The Pretoria-based central bank will auction 600 million rand ($88.2 million) of inflation-linked debt maturing in 2022, 2028 and 2033 at its weekly sale tomorrow, according to Reserve Bank data on Bloomberg. The auction is at 11 a.m. in Pretoria, with results announced 30 minutes later, the bank said.
The yield difference, or breakeven rate, between 10-year linkers and similar-maturity fixed-rate bonds dropped three basis points, or 0.03 percentage point, to 5.83 percent today. The rate, which reflects investors’ outlook for inflation, has declined from 6.22 percent on March 10. Credit growth in Africa’s biggest economy slowed to 5.18 percent in May, from 6.18 percent in April, the statistics agency reported today, less than economists’ median estimate of of 6.3 percent.

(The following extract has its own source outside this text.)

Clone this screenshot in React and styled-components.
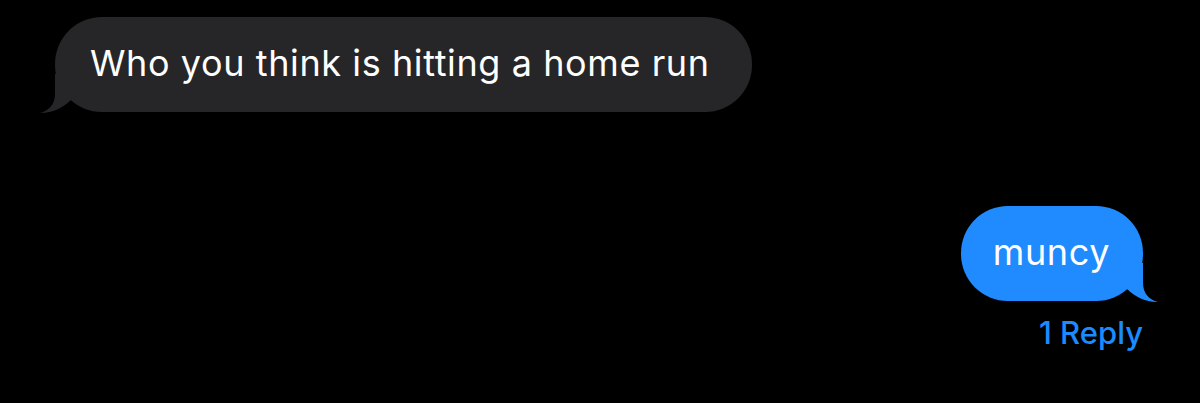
import React from "react";
import styled, { createGlobalStyle } from "styled-components";

const Global = createGlobalStyle`
  html, body { margin: 0; padding: 0; background: #000; }
  body { font-family: Inter, "Noto Sans", sans-serif; -webkit-font-smoothing: antialiased; }
`;

const Screen = styled.div`
  width: 1200px;
  height: 403px;
  background: #000;
  display: flex;
  flex-direction: column;
  box-sizing: border-box;
  padding: 17px 57px 0 55px;
`;

const Row = styled.div`
  display: flex;
  justify-content: ${(p) => (p.$out ? "flex-end" : "flex-start")};
  margin-top: ${(p) => p.$gap || 0}px;
`;

const Bubble = styled.div`
  position: relative;
  box-sizing: border-box;
  height: 95px;
  display: flex;
  align-items: center;
  padding: 0 ${(p) => p.$padR}px 4px ${(p) => p.$padL}px;
  border-radius: 47px;
  background: ${(p) => (p.$out ? "#1f8bff" : "#262628")};
  color: #fff;
  font-size: 36px;
  letter-spacing: 0.6px;
  white-space: nowrap;
`;

const Tail = styled.svg`
  position: absolute;
  bottom: -2px;
  ${(p) => (p.$out ? "right: -16px;" : "left: -16px;")}
  width: 40px;
  height: 40px;
`;

const Meta = styled.div`
  display: flex;
  justify-content: flex-end;
  margin-top: 13px;
  padding-right: 0;
  color: #1a8cff;
  font-size: 31px;
  font-weight: 500;
`;

function TailIn() {
  return (
    <Tail viewBox="0 0 40 40">
      <path d="M16 0 L16 20 C16 30 10 37 1 39 C12 39.5 24 34 32 26 L36 18 L36 0 Z" fill="#262628" />
    </Tail>
  );
}

function TailOut() {
  return (
    <Tail $out viewBox="0 0 40 40">
      <path d="M24 0 L24 20 C24 30 30 37 39 39 C28 39.5 16 34 8 26 L4 18 L4 0 Z" fill="#1f8bff" />
    </Tail>
  );
}

export default function App() {
  return (
    <>
      <Global />
      <Screen>
        <Row>
          <Bubble $padL={35} $padR={42}>
            Who you think is hitting a home run
            <TailIn />
          </Bubble>
        </Row>
        <Row $out $gap={94}>
          <Bubble $out $padL={32} $padR={33}>
            muncy
            <TailOut />
          </Bubble>
        </Row>
        <Meta>1 Reply</Meta>
      </Screen>
    </>
  );
}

“We still believe that there is not sufficient evidence that stronger growth is resulting in demand-side pressures on inflation,” Carmen Altenkirch and Dennis Dykes, analysts at Nedbank Group Ltd. in Johannesburg, wrote in a research note. “With consumer demand relatively subdued and only modest credit growth, the risk of second-round inflation building any momentum seems modest.”
Producer-price inflation accelerated 6.9 percent, from 6.6 percent in April, the agency said in a separate report. That was less than the 7.1 percent median estimate by economists.
Yields rose at the previous auction of inflation-linked bonds on June 24 as investors bid for 1.4 times the amount of debt allocated. Inflation-linked bonds have returned 3.03 percent this quarter, less than the 3.79 percent return of fixed-rate bonds, according to Bank of America Merrill Lynch data.